Alumnus/Alumna of the Month
Mary Haviland ('94)
Read an Interview with Mary Haviland.
For twenty five years, Mary Haviland has been an advocate for battered women in the court system and the public policy arena. After starting her career as a paralegal advocate with Brooklyn Legal Services, acting on behalf of battered women in divorce and Family Court proceedings, Haviland joined the Park Slope Safe Homes Project in 1980. As director of Safe Homes, a community-based organization for battered women and their children, she managed all operations, including counseling, shelter, support groups, and a crisis hotline. From 1985-1987, while pursuing a Master’s Degree from Columbia University in political science and public policy, Haviland continued to work with Safe Homes as an advocacy coordinator, focusing on domestic violence public policy issues.

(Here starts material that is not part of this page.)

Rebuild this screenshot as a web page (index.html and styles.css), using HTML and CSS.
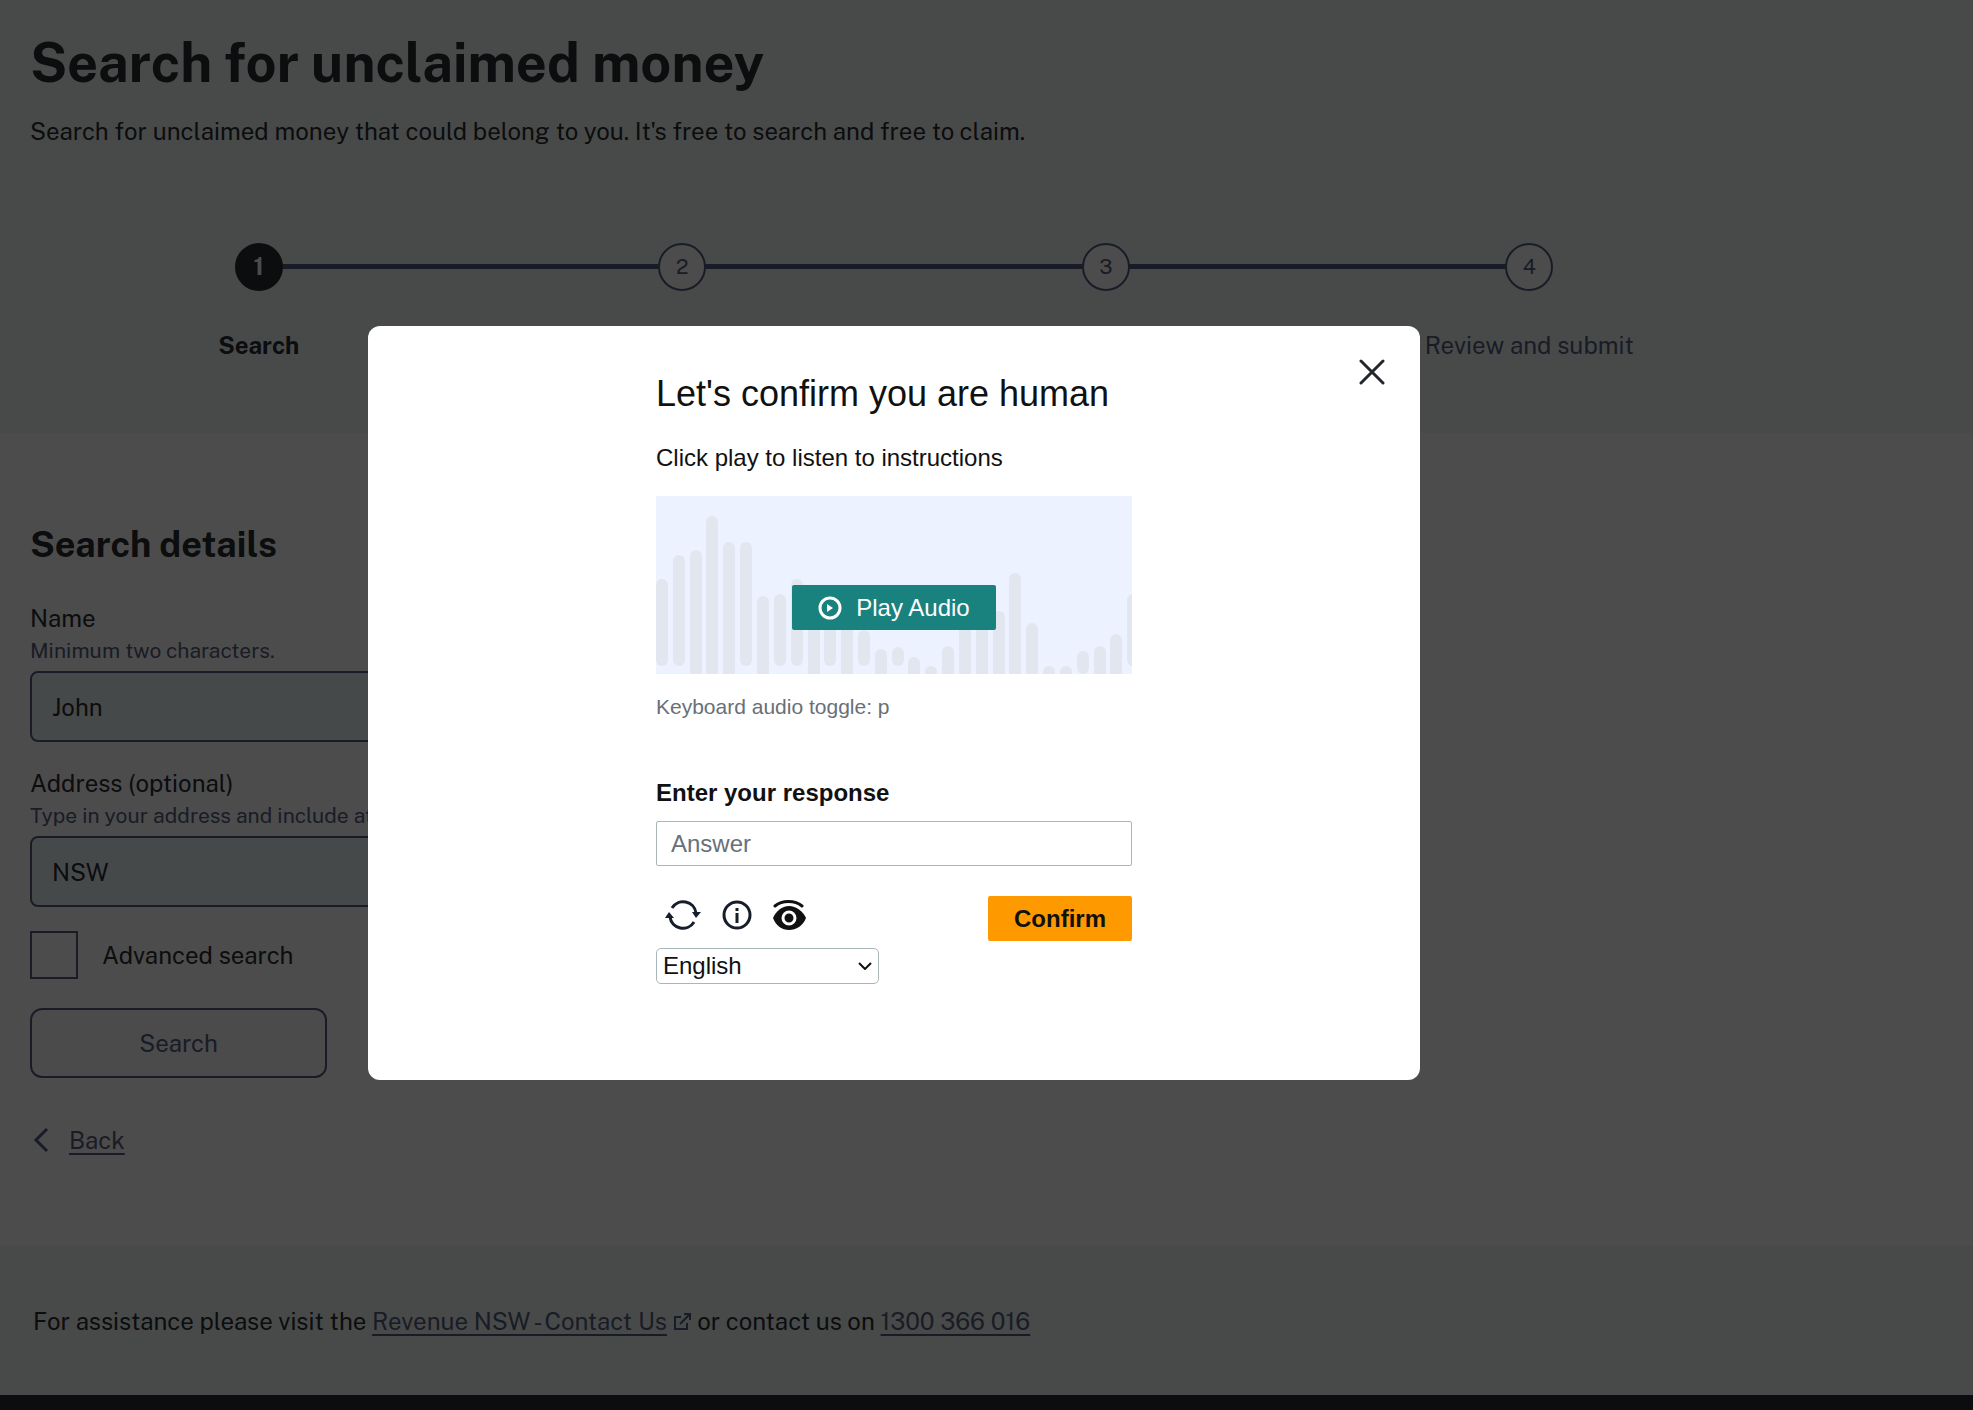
FILE: index.html
```html
<!DOCTYPE html>
<html lang="en">
<head>
    <meta charset="UTF-8">
    <meta name="viewport" content="width=device-width, initial-scale=1.0">
    <title>Search for unclaimed money</title>
    <link rel="stylesheet" href="styles.css">
</head>
<body>
    <header class="page-header">
        <div class="container">
            <h1>Search for unclaimed money</h1>
            <p class="intro">Search for unclaimed money that could belong to you. It's free to search and free to claim.</p>
            <ol class="steps">
                <li class="active"><span class="num">1</span><span class="step-label">Search</span></li>
                <li><span class="num">2</span><span class="step-label">Select</span></li>
                <li><span class="num">3</span><span class="step-label">Your details</span></li>
                <li><span class="num">4</span><span class="step-label">Review and submit</span></li>
            </ol>
        </div>
    </header>

    <main class="container">
        <form class="search-form">
            <h2>Search details</h2>
            <label for="name">Name</label>
            <p class="hint">Minimum two characters.</p>
            <input type="text" id="name" value="John">

            <label for="address">Address (optional)</label>
            <p class="hint">Type in your address and include at least a suburb.</p>
            <input type="text" id="address" value="NSW">

            <div class="check-row">
                <input type="checkbox" id="advanced">
                <label for="advanced">Advanced search</label>
            </div>

            <button type="button" class="search-btn">Search</button>
        </form>
        <a href="#" class="back">
            <svg width="20" height="28" viewBox="0 0 20 28"><path d="M17 3 6 14l11 11" fill="none" stroke="currentColor" stroke-width="3"/></svg>
            <span>Back</span>
        </a>
    </main>

    <section class="assist">
        <div class="container">
            <p>For assistance please visit the <a href="#">Revenue NSW - Contact Us</a>
                <svg class="ext" width="19" height="19" viewBox="0 0 19 19"><path d="M8 5H2v12h12v-6M11 2h6v6M17 2 7 12" fill="none" stroke="currentColor" stroke-width="2"/></svg>
                or contact us on <a href="#">1300 366 016</a></p>
        </div>
    </section>
    <footer class="page-footer"></footer>

    <div class="overlay">
        <div class="overlay-inner">
            <div class="modal" role="dialog" aria-modal="true" aria-labelledby="captchaTitle">
                <button type="button" class="close" aria-label="Close">
                    <svg width="26" height="26" viewBox="0 0 26 26"><path d="M2 2l22 22M24 2 2 24" fill="none" stroke="#22272b" stroke-width="3" stroke-linecap="round"/></svg>
                </button>
                <div class="captcha">
                    <h2 id="captchaTitle">Let's confirm you are human</h2>
                    <p class="instructions">Click play to listen to instructions</p>
                    <div class="audio">
                        <svg class="wave" viewBox="0 0 476 178" preserveAspectRatio="none" fill="#e2e7ef">
                            <rect x="0" y="83" width="12" height="87" rx="6"/>
                            <rect x="17" y="59" width="12" height="111" rx="6"/>
                            <rect x="34" y="54" width="12" height="140" rx="6"/>
                            <rect x="50" y="20" width="12" height="170" rx="6"/>
                            <rect x="67" y="46" width="12" height="150" rx="6"/>
                            <rect x="84" y="46" width="12" height="124" rx="6"/>
                            <rect x="101" y="100" width="12" height="90" rx="6"/>
                            <rect x="118" y="98" width="12" height="72" rx="6"/>
                            <rect x="135" y="83" width="12" height="87" rx="6"/>
                            <rect x="152" y="110" width="12" height="90" rx="6"/>
                            <rect x="168" y="110" width="12" height="60" rx="6"/>
                            <rect x="185" y="110" width="12" height="90" rx="6"/>
                            <rect x="202" y="134" width="12" height="36" rx="6"/>
                            <rect x="219" y="153" width="12" height="40" rx="6"/>
                            <rect x="236" y="151" width="12" height="19" rx="6"/>
                            <rect x="252" y="161" width="12" height="40" rx="6"/>
                            <rect x="269" y="170" width="12" height="30" rx="6"/>
                            <rect x="286" y="150" width="12" height="50" rx="6"/>
                            <rect x="303" y="120" width="12" height="80" rx="6"/>
                            <rect x="320" y="110" width="12" height="90" rx="6"/>
                            <rect x="337" y="115" width="12" height="90" rx="6"/>
                            <rect x="353" y="77" width="12" height="120" rx="6"/>
                            <rect x="370" y="127" width="12" height="80" rx="6"/>
                            <rect x="387" y="170" width="12" height="30" rx="6"/>
                            <rect x="404" y="170" width="12" height="30" rx="6"/>
                            <rect x="421" y="155" width="12" height="23" rx="6"/>
                            <rect x="438" y="150" width="12" height="50" rx="6"/>
                            <rect x="454" y="138" width="12" height="60" rx="6"/>
                            <rect x="471" y="98" width="12" height="72" rx="6"/>
                        </svg>
                        <button type="button" class="play">
                            <svg width="24" height="24" viewBox="0 0 24 24"><circle cx="12" cy="12" r="10" fill="none" stroke="#fff" stroke-width="3"/><path d="M9 8v8l6-4z" fill="#fff"/></svg>
                            Play Audio
                        </button>
                    </div>
                    <p class="toggle-hint">Keyboard audio toggle: p</p>

                    <label for="answer">Enter your response</label>
                    <input type="text" id="answer" placeholder="Answer">

                    <div class="actions">
                        <div class="tools">
                            <button type="button" aria-label="Get a new puzzle">
                                <svg width="36" height="30" viewBox="0 0 36 30" fill="none" stroke="#161e2b" stroke-width="3"><path d="M7 8A13 13 0 0 1 31 13M29 22A13 13 0 0 1 5 17"/><path d="M27 12h9l-5 6zM0 18h9l-5-6z" fill="#161e2b" stroke="none"/></svg>
                            </button>
                            <button type="button" aria-label="Information">
                                <svg width="30" height="30" viewBox="0 0 30 30" fill="none" stroke="#161e2b"><circle cx="15" cy="15" r="13" stroke-width="3"/><path d="M15 8v3M15 13v10" stroke-width="3"/></svg>
                            </button>
                            <button type="button" aria-label="Visual puzzle">
                                <svg width="34" height="30" viewBox="0 0 34 30"><path d="M2 6C9 0 22 0 29 6" fill="none" stroke="#111" stroke-width="3" stroke-linecap="round"/><path d="M0 18C3 11 9 6 16 6s14 5 17 12c-3 8-10 12-17 12S3 26 0 18z" fill="#111"/><circle cx="16" cy="18" r="6" fill="#111" stroke="#fff" stroke-width="3"/></svg>
                            </button>
                        </div>
                        <button type="button" class="confirm">Confirm</button>
                    </div>
                    <div class="language">
                        <select aria-label="Language">
                            <option>English</option>
                        </select>
                        <svg width="14" height="8" viewBox="0 0 14 8"><path d="M1 1l6 6 6-6" fill="none" stroke="#111" stroke-width="2"/></svg>
                    </div>
                </div>
            </div>
        </div>
    </div>
</body>
</html>
```

FILE: styles.css
```css
* {
    box-sizing: border-box;
}
body {
    margin: 0;
    min-height: 100vh;
    display: flex;
    flex-direction: column;
    font-family: "Public Sans", Inter, "Liberation Sans", sans-serif;
    font-size: 24px;
    line-height: 32px;
    color: #2b2c30;
    background: #fff;
}
h1, h2, p, ol {
    margin: 0;
    padding: 0;
}
a {
    color: #566080;
    text-underline-offset: 4px;
}
button, input, select {
    font: inherit;
}
.container {
    max-width: 1788px;
    padding: 0 30px;
}

/* header */
.page-header {
    background: #f2f7f4;
    padding: 31px 0 72px;
}
h1 {
    font-size: 54px;
    line-height: 64px;
}
.intro {
    margin-top: 20px;
}
.steps {
    display: flex;
    list-style: none;
    margin: 96px 17px 0;
}
.steps li {
    flex: 1;
    position: relative;
    display: flex;
    flex-direction: column;
    align-items: center;
    gap: 38px;
    color: #566080;
}
.steps li + li::before {
    content: "";
    position: absolute;
    top: 21px;
    right: 50%;
    width: 100%;
    height: 5px;
    background: #566080;
}
.num {
    position: relative;
    z-index: 1;
    width: 48px;
    height: 48px;
    border: 2px solid #566080;
    border-radius: 50%;
    background: #fff;
    font-size: 21px;
    line-height: 43px;
    text-align: center;
}
.steps .active {
    z-index: 1;
    color: #2b2c30;
    font-weight: bold;
}
.active .num {
    background: #2b2c30;
    border-color: #2b2c30;
    color: #fff;
    font-size: 24px;
}

/* form */
main.container {
    padding-top: 89px;
    padding-bottom: 90px;
}
.search-form {
    max-width: 860px;
}
.search-form h2 {
    font-size: 36px;
    line-height: 44px;
    margin-bottom: 35px;
}
.search-form label {
    display: block;
    line-height: 34px;
}
.hint {
    font-size: 21px;
    color: #566080;
}
.search-form input[type="text"] {
    display: block;
    width: 100%;
    height: 71px;
    margin: 4px 0 24px;
    padding: 0 20px;
    border: 2px solid #566080;
    border-radius: 8px;
    background: #ebf4f4;
    color: #2b2c30;
}
.check-row {
    display: flex;
    align-items: center;
    gap: 24px;
}
.check-row input {
    appearance: none;
    width: 48px;
    height: 48px;
    margin: 0;
    border: 2px solid #566080;
}
.search-btn {
    width: 297px;
    height: 70px;
    margin-top: 29px;
    border: 2px solid #566080;
    border-radius: 12px;
    background: #f8faf9;
    color: #566080;
}
.back {
    display: flex;
    align-items: center;
    gap: 19px;
    margin-top: 46px;
    text-decoration: none;
}
.back span {
    text-decoration: underline;
}

/* assistance strip and footer */
.assist {
    background: #f2f7f4;
    padding: 59px 3px 58px;
}
.ext {
    color: #566080;
    vertical-align: -1px;
}
.page-footer {
    flex: 1;
    background: #2b2c30;
}

/* captcha dialog */
.overlay {
    position: fixed;
    inset: 0;
    z-index: 10;
    background: rgba(0, 0, 0, 0.7);
}
.overlay-inner {
    display: flex;
    align-items: center;
    justify-content: center;
    max-width: 1788px;
    height: 100%;
    padding-bottom: 4px;
}
.modal {
    position: relative;
    width: 1052px;
    padding: 46px 0 96px;
    border-radius: 12px;
    background: #fff;
    color: #111;
    font-family: "Liberation Sans", Arial, sans-serif;
    font-size: 24px;
}
.close {
    position: absolute;
    top: 33px;
    right: 35px;
    padding: 0;
    border: 0;
    background: none;
    line-height: 0;
}
.captcha {
    width: 476px;
    margin: 0 auto;
}
.captcha h2 {
    font-size: 36px;
    font-weight: normal;
    line-height: 44px;
}
.instructions {
    margin: 26px 0 22px;
}
.audio {
    position: relative;
    display: flex;
    justify-content: center;
    padding: 89px 0 44px;
    background: #ecf2ff;
}
.wave {
    position: absolute;
    inset: 0;
    width: 100%;
    height: 100%;
}
.play {
    position: relative;
    display: flex;
    align-items: center;
    gap: 14px;
    height: 45px;
    padding: 0 26px;
    border: 0;
    border-radius: 2px;
    background: #1a827e;
    color: #fff;
}
.toggle-hint {
    margin: 17px 0 54px;
    font-size: 21px;
    color: #687078;
}
.captcha label {
    display: block;
    font-weight: bold;
}
#answer {
    display: block;
    width: 100%;
    height: 45px;
    margin-top: 12px;
    padding: 0 14px;
    border: 1px solid #aab7b8;
    border-radius: 2px;
    color: #111;
}
#answer::placeholder {
    color: #687078;
}
.actions {
    display: flex;
    justify-content: space-between;
    margin-top: 30px;
}
.tools {
    display: flex;
    align-items: flex-start;
    gap: 21px;
    padding: 4px 9px;
}
.tools button {
    padding: 0;
    border: 0;
    background: none;
    line-height: 0;
}
.confirm {
    width: 144px;
    height: 45px;
    border: 0;
    border-radius: 2px;
    background: #ff9900;
    color: #111;
    font-weight: bold;
}
.language {
    display: grid;
    align-items: center;
    width: 223px;
    margin-top: 7px;
}
.language select,
.language svg {
    grid-area: 1 / 1;
}
.language select {
    appearance: none;
    height: 36px;
    padding: 0 6px;
    border: 1px solid #aab7b8;
    border-radius: 5px;
    background: #fff;
    color: #111;
}
.language svg {
    justify-self: end;
    margin-right: 7px;
    pointer-events: none;
}
```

Haviland founded the Coalition for Criminal Justice Reform for Battered Women in 1987, the first group in New York City to advocate for and implement criminal justice reforms specifically designed for domestic violence survivors. In 1990, Haviland left the Coalition to pursue a law degree; she joined the Family Violence Project in 1994 after graduating from New York University School of Law. In 2002, a spin-off of the Urban Justice Center formed an independent not-for-profit organization called CONNECT, where Haviland currently serves as Co-executive Director. At CONNECT she draws on her extensive expertise to design and implement education and direct-service programs aimed at improving the response of the criminal justice system to domestic violence.
Haviland is the recipient of numerous awards and honors, including the prestigious Root, Tilden, Snow Fellowship from New York University and the Charles Revson Fellowship on the Future of New York from Columbia University. She received the Susan B. Anthony Award from the National Organization for Women in 1989. Haviland is co-chair of the Criminal Justice Committee of the NYC Interagency Task Force Against Domestic Violence and the author of numerous publications about domestic violence and criminal justice, including The Family Protection and Domestic Violence Intervention Act of 1995: Examining the Effects of Mandatory Arrest in New York City, May 2001.